Written task -> For the copy, please give all of the data again exactly and leave the pictures out.

Stored data ->
──────────

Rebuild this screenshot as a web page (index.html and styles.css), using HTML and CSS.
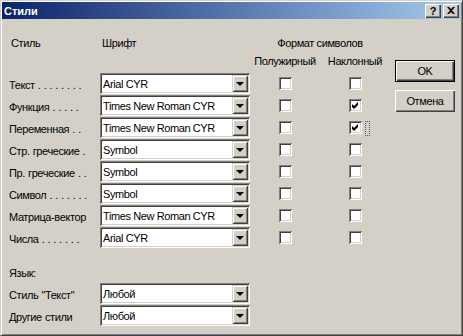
FILE: index.html
```
<!DOCTYPE html>
<html lang="ru">
<head>
  <meta charset="UTF-8">
  <title>Стили</title>
  <link rel="stylesheet" href="styles.css">
</head>
<body>
  <div class="window">
    <div class="titlebar">
      <span class="title">Стили</span>
      <div class="caption-buttons">
        <span class="cap-btn help">?</span>
        <span class="cap-btn close">
          <svg width="8" height="7" viewBox="0 0 8 7"><path d="M0 0h2l2 2 2-2h2L5 3.5 8 7H6L4 5 2 7H0l3-3.5z" fill="#000"/></svg>
        </span>
      </div>
    </div>
    <div class="client">
      <div class="styles">
        <div class="row head">
          <span class="hdr">Стиль</span>
          <span class="hdr">Шрифт</span>
          <span class="hdr fmt">Формат символов</span>
        </div>
        <div class="row sub">
          <span></span><span></span>
          <span class="sub-hdr">Полужирный</span>
          <span class="sub-hdr">Наклонный</span>
        </div>

        <div class="rows">
          <div class="row item">
            <span class="label">Текст . . . . . . . .</span>
            <div class="combo"><span class="value">Arial CYR</span><span class="drop"><i></i></span></div>
            <span class="cell"><span class="check"></span></span>
            <span class="cell"><span class="check"></span></span>
          </div>
          <div class="row item">
            <span class="label">Функция . . . . .</span>
            <div class="combo"><span class="value">Times New Roman CYR</span><span class="drop"><i></i></span></div>
            <span class="cell"><span class="check"></span></span>
            <span class="cell"><span class="check on"><svg width="7" height="7" viewBox="0 0 7 7"><path d="M0 2l2 2 4-4v3L2 7 0 5z" fill="#000"/></svg></span></span>
          </div>
          <div class="row item">
            <span class="label">Переменная . .</span>
            <div class="combo"><span class="value">Times New Roman CYR</span><span class="drop"><i></i></span></div>
            <span class="cell"><span class="check"></span></span>
            <span class="cell"><span class="check on"><svg width="7" height="7" viewBox="0 0 7 7"><path d="M0 2l2 2 4-4v3L2 7 0 5z" fill="#000"/></svg><span class="focus"></span></span></span>
          </div>
          <div class="row item">
            <span class="label">Стр. греческие .</span>
            <div class="combo"><span class="value">Symbol</span><span class="drop"><i></i></span></div>
            <span class="cell"><span class="check"></span></span>
            <span class="cell"><span class="check"></span></span>
          </div>
          <div class="row item">
            <span class="label">Пр. греческие . .</span>
            <div class="combo"><span class="value">Symbol</span><span class="drop"><i></i></span></div>
            <span class="cell"><span class="check"></span></span>
            <span class="cell"><span class="check"></span></span>
          </div>
          <div class="row item">
            <span class="label">Символ . . . . . . .</span>
            <div class="combo"><span class="value">Symbol</span><span class="drop"><i></i></span></div>
            <span class="cell"><span class="check"></span></span>
            <span class="cell"><span class="check"></span></span>
          </div>
          <div class="row item">
            <span class="label">Матрица-вектор</span>
            <div class="combo"><span class="value">Times New Roman CYR</span><span class="drop"><i></i></span></div>
            <span class="cell"><span class="check"></span></span>
            <span class="cell"><span class="check"></span></span>
          </div>
          <div class="row item">
            <span class="label">Числа . . . . . . .</span>
            <div class="combo"><span class="value">Arial CYR</span><span class="drop"><i></i></span></div>
            <span class="cell"><span class="check"></span></span>
            <span class="cell"><span class="check"></span></span>
          </div>
        </div>

        <div class="lang-title">Язык:</div>
        <div class="rows">
          <div class="row item">
            <span class="label">Стиль "Текст"</span>
            <div class="combo"><span class="value">Любой</span><span class="drop"><i></i></span></div>
          </div>
          <div class="row item">
            <span class="label">Другие стили</span>
            <div class="combo"><span class="value">Любой</span><span class="drop"><i></i></span></div>
          </div>
        </div>
      </div>

      <div class="side">
        <span class="btn default">OK</span>
        <span class="btn">Отмена</span>
      </div>
    </div>
  </div>
</body>
</html>
```
FILE: styles.css
```
html,
body {
  margin: 0;
  background-color: #d4d0c8;
  font-family: "Liberation Sans", Arial, sans-serif;
  font-size: 11px;
  letter-spacing: -0.4px;
  color: #000;
}
.window {
  width: 463px;
  height: 336px;
  box-sizing: border-box;
  background: #d4d0c8;
  border: 1px solid;
  border-color: #d4d0c8 #404040 #404040 #d4d0c8;
  box-shadow: inset 1px 1px #fff, inset -1px -1px #808080;
  padding: 1px;
}
.titlebar {
  height: 17px;
  display: flex;
  align-items: center;
  justify-content: space-between;
  padding: 0 2px 0 2px;
  background: linear-gradient(to right, #0a246a, #a6caf0);
}
.title {
  color: #fff;
  font-weight: bold;
  font-size: 11px;
  letter-spacing: 0;
}
.caption-buttons {
  display: flex;
  gap: 2px;
}
.cap-btn {
  width: 16px;
  height: 14px;
  box-sizing: border-box;
  display: flex;
  align-items: center;
  justify-content: center;
  background: #d4d0c8;
  box-shadow: inset 1px 1px #fff, inset -1px -1px #404040, inset -2px -2px #808080;
  font-weight: bold;
  font-size: 11px;
  line-height: 14px;
}
.client {
  display: flex;
  padding: 17px 0 0 7px;
}
.styles {
  width: 381px;
}
.row {
  display: grid;
  grid-template-columns: 91px 150px 70px 70px;
  align-items: center;
}
.head {
  height: 14px;
}
.hdr {
  padding-left: 2px;
}
.hdr.fmt {
  grid-column: 3 / span 2;
  text-align: center;
  padding-left: 0;
}
.sub {
  height: 14px;
  margin-top: 4px;
  margin-bottom: 5px;
}
.sub-hdr {
  text-align: center;
}
.item {
  height: 21px;
  margin-bottom: 1px;
}
.label {
  white-space: nowrap;
  padding-top: 2px;
  word-spacing: 0.5px;
}
.combo {
  height: 21px;
  box-sizing: border-box;
  display: flex;
  padding: 2px;
  background: #fff;
  box-shadow: inset 1px 1px #808080, inset -1px -1px #fff, inset 2px 2px #404040, inset -2px -2px #d4d0c8;
}
.combo .value {
  flex: 1;
  padding-left: 1px;
  line-height: 18px;
  white-space: nowrap;
}
.drop {
  width: 16px;
  height: 17px;
  box-sizing: border-box;
  display: flex;
  align-items: center;
  justify-content: center;
  background: #d4d0c8;
  box-shadow: inset 1px 1px #d4d0c8, inset -1px -1px #404040, inset 2px 2px #fff, inset -2px -2px #808080;
}
.drop i {
  width: 0;
  height: 0;
  border-left: 4px solid transparent;
  border-right: 4px solid transparent;
  border-top: 4px solid #000;
  margin-top: 1px;
}
.cell {
  display: flex;
  justify-content: center;
}
.check {
  position: relative;
  width: 13px;
  height: 13px;
  box-sizing: border-box;
  display: flex;
  align-items: center;
  justify-content: center;
  background: #fff;
  box-shadow: inset 1px 1px #808080, inset -1px -1px #fff, inset 2px 2px #404040, inset -2px -2px #d4d0c8;
}
.focus {
  position: absolute;
  left: 16px;
  top: 0;
  width: 5px;
  height: 15px;
  box-sizing: border-box;
  border: 1px dotted #555;
}
.lang-title {
  height: 14px;
  line-height: 14px;
  margin-top: 18px;
  margin-bottom: 3px;
}
.side {
  display: flex;
  flex-direction: column;
  gap: 8px;
  margin-top: 24px;
  margin-left: 5px;
}
.btn {
  width: 60px;
  height: 22px;
  box-sizing: border-box;
  display: flex;
  align-items: center;
  justify-content: center;
  background: #d4d0c8;
  box-shadow: inset 1px 1px #fff, inset -1px -1px #404040, inset -2px -2px #808080;
}
.btn.default {
  border: 1px solid #000;
}
```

──────────

Final answer ->
Rebuild this screenshot as a web page (index.html and styles.css), using HTML and CSS.
FILE: index.html
```
<!DOCTYPE html>
<html lang="ru">
<head>
  <meta charset="UTF-8">
  <title>Стили</title>
  <link rel="stylesheet" href="styles.css">
</head>
<body>
  <div class="window">
    <div class="titlebar">
      <span class="title">Стили</span>
      <div class="caption-buttons">
        <span class="cap-btn help">?</span>
        <span class="cap-btn close">
          <svg width="8" height="7" viewBox="0 0 8 7"><path d="M0 0h2l2 2 2-2h2L5 3.5 8 7H6L4 5 2 7H0l3-3.5z" fill="#000"/></svg>
        </span>
      </div>
    </div>
    <div class="client">
      <div class="styles">
        <div class="row head">
          <span class="hdr">Стиль</span>
          <span class="hdr">Шрифт</span>
          <span class="hdr fmt">Формат символов</span>
        </div>
        <div class="row sub">
          <span></span><span></span>
          <span class="sub-hdr">Полужирный</span>
          <span class="sub-hdr">Наклонный</span>
        </div>

        <div class="rows">
          <div class="row item">
            <span class="label">Текст . . . . . . . .</span>
            <div class="combo"><span class="value">Arial CYR</span><span class="drop"><i></i></span></div>
            <span class="cell"><span class="check"></span></span>
            <span class="cell"><span class="check"></span></span>
          </div>
          <div class="row item">
            <span class="label">Функция . . . . .</span>
            <div class="combo"><span class="value">Times New Roman CYR</span><span class="drop"><i></i></span></div>
            <span class="cell"><span class="check"></span></span>
            <span class="cell"><span class="check on"><svg width="7" height="7" viewBox="0 0 7 7"><path d="M0 2l2 2 4-4v3L2 7 0 5z" fill="#000"/></svg></span></span>
          </div>
          <div class="row item">
            <span class="label">Переменная . .</span>
            <div class="combo"><span class="value">Times New Roman CYR</span><span class="drop"><i></i></span></div>
            <span class="cell"><span class="check"></span></span>
            <span class="cell"><span class="check on"><svg width="7" height="7" viewBox="0 0 7 7"><path d="M0 2l2 2 4-4v3L2 7 0 5z" fill="#000"/></svg><span class="focus"></span></span></span>
          </div>
          <div class="row item">
            <span class="label">Стр. греческие .</span>
            <div class="combo"><span class="value">Symbol</span><span class="drop"><i></i></span></div>
            <span class="cell"><span class="check"></span></span>
            <span class="cell"><span class="check"></span></span>
          </div>
          <div class="row item">
            <span class="label">Пр. греческие . .</span>
            <div class="combo"><span class="value">Symbol</span><span class="drop"><i></i></span></div>
            <span class="cell"><span class="check"></span></span>
            <span class="cell"><span class="check"></span></span>
          </div>
          <div class="row item">
            <span class="label">Символ . . . . . . .</span>
            <div class="combo"><span class="value">Symbol</span><span class="drop"><i></i></span></div>
            <span class="cell"><span class="check"></span></span>
            <span class="cell"><span class="check"></span></span>
          </div>
          <div class="row item">
            <span class="label">Матрица-вектор</span>
            <div class="combo"><span class="value">Times New Roman CYR</span><span class="drop"><i></i></span></div>
            <span class="cell"><span class="check"></span></span>
            <span class="cell"><span class="check"></span></span>
          </div>
          <div class="row item">
            <span class="label">Числа . . . . . . .</span>
            <div class="combo"><span class="value">Arial CYR</span><span class="drop"><i></i></span></div>
            <span class="cell"><span class="check"></span></span>
            <span class="cell"><span class="check"></span></span>
          </div>
        </div>

        <div class="lang-title">Язык:</div>
        <div class="rows">
          <div class="row item">
            <span class="label">Стиль "Текст"</span>
            <div class="combo"><span class="value">Любой</span><span class="drop"><i></i></span></div>
          </div>
          <div class="row item">
            <span class="label">Другие стили</span>
            <div class="combo"><span class="value">Любой</span><span class="drop"><i></i></span></div>
          </div>
        </div>
      </div>

      <div class="side">
        <span class="btn default">OK</span>
        <span class="btn">Отмена</span>
      </div>
    </div>
  </div>
</body>
</html>
```
FILE: styles.css
```
html,
body {
  margin: 0;
  background-color: #d4d0c8;
  font-family: "Liberation Sans", Arial, sans-serif;
  font-size: 11px;
  letter-spacing: -0.4px;
  color: #000;
}
.window {
  width: 463px;
  height: 336px;
  box-sizing: border-box;
  background: #d4d0c8;
  border: 1px solid;
  border-color: #d4d0c8 #404040 #404040 #d4d0c8;
  box-shadow: inset 1px 1px #fff, inset -1px -1px #808080;
  padding: 1px;
}
.titlebar {
  height: 17px;
  display: flex;
  align-items: center;
  justify-content: space-between;
  padding: 0 2px 0 2px;
  background: linear-gradient(to right, #0a246a, #a6caf0);
}
.title {
  color: #fff;
  font-weight: bold;
  font-size: 11px;
  letter-spacing: 0;
}
.caption-buttons {
  display: flex;
  gap: 2px;
}
.cap-btn {
  width: 16px;
  height: 14px;
  box-sizing: border-box;
  display: flex;
  align-items: center;
  justify-content: center;
  background: #d4d0c8;
  box-shadow: inset 1px 1px #fff, inset -1px -1px #404040, inset -2px -2px #808080;
  font-weight: bold;
  font-size: 11px;
  line-height: 14px;
}
.client {
  display: flex;
  padding: 17px 0 0 7px;
}
.styles {
  width: 381px;
}
.row {
  display: grid;
  grid-template-columns: 91px 150px 70px 70px;
  align-items: center;
}
.head {
  height: 14px;
}
.hdr {
  padding-left: 2px;
}
.hdr.fmt {
  grid-column: 3 / span 2;
  text-align: center;
  padding-left: 0;
}
.sub {
  height: 14px;
  margin-top: 4px;
  margin-bottom: 5px;
}
.sub-hdr {
  text-align: center;
}
.item {
  height: 21px;
  margin-bottom: 1px;
}
.label {
  white-space: nowrap;
  padding-top: 2px;
  word-spacing: 0.5px;
}
.combo {
  height: 21px;
  box-sizing: border-box;
  display: flex;
  padding: 2px;
  background: #fff;
  box-shadow: inset 1px 1px #808080, inset -1px -1px #fff, inset 2px 2px #404040, inset -2px -2px #d4d0c8;
}
.combo .value {
  flex: 1;
  padding-left: 1px;
  line-height: 18px;
  white-space: nowrap;
}
.drop {
  width: 16px;
  height: 17px;
  box-sizing: border-box;
  display: flex;
  align-items: center;
  justify-content: center;
  background: #d4d0c8;
  box-shadow: inset 1px 1px #d4d0c8, inset -1px -1px #404040, inset 2px 2px #fff, inset -2px -2px #808080;
}
.drop i {
  width: 0;
  height: 0;
  border-left: 4px solid transparent;
  border-right: 4px solid transparent;
  border-top: 4px solid #000;
  margin-top: 1px;
}
.cell {
  display: flex;
  justify-content: center;
}
.check {
  position: relative;
  width: 13px;
  height: 13px;
  box-sizing: border-box;
  display: flex;
  align-items: center;
  justify-content: center;
  background: #fff;
  box-shadow: inset 1px 1px #808080, inset -1px -1px #fff, inset 2px 2px #404040, inset -2px -2px #d4d0c8;
}
.focus {
  position: absolute;
  left: 16px;
  top: 0;
  width: 5px;
  height: 15px;
  box-sizing: border-box;
  border: 1px dotted #555;
}
.lang-title {
  height: 14px;
  line-height: 14px;
  margin-top: 18px;
  margin-bottom: 3px;
}
.side {
  display: flex;
  flex-direction: column;
  gap: 8px;
  margin-top: 24px;
  margin-left: 5px;
}
.btn {
  width: 60px;
  height: 22px;
  box-sizing: border-box;
  display: flex;
  align-items: center;
  justify-content: center;
  background: #d4d0c8;
  box-shadow: inset 1px 1px #fff, inset -1px -1px #404040, inset -2px -2px #808080;
}
.btn.default {
  border: 1px solid #000;
}
```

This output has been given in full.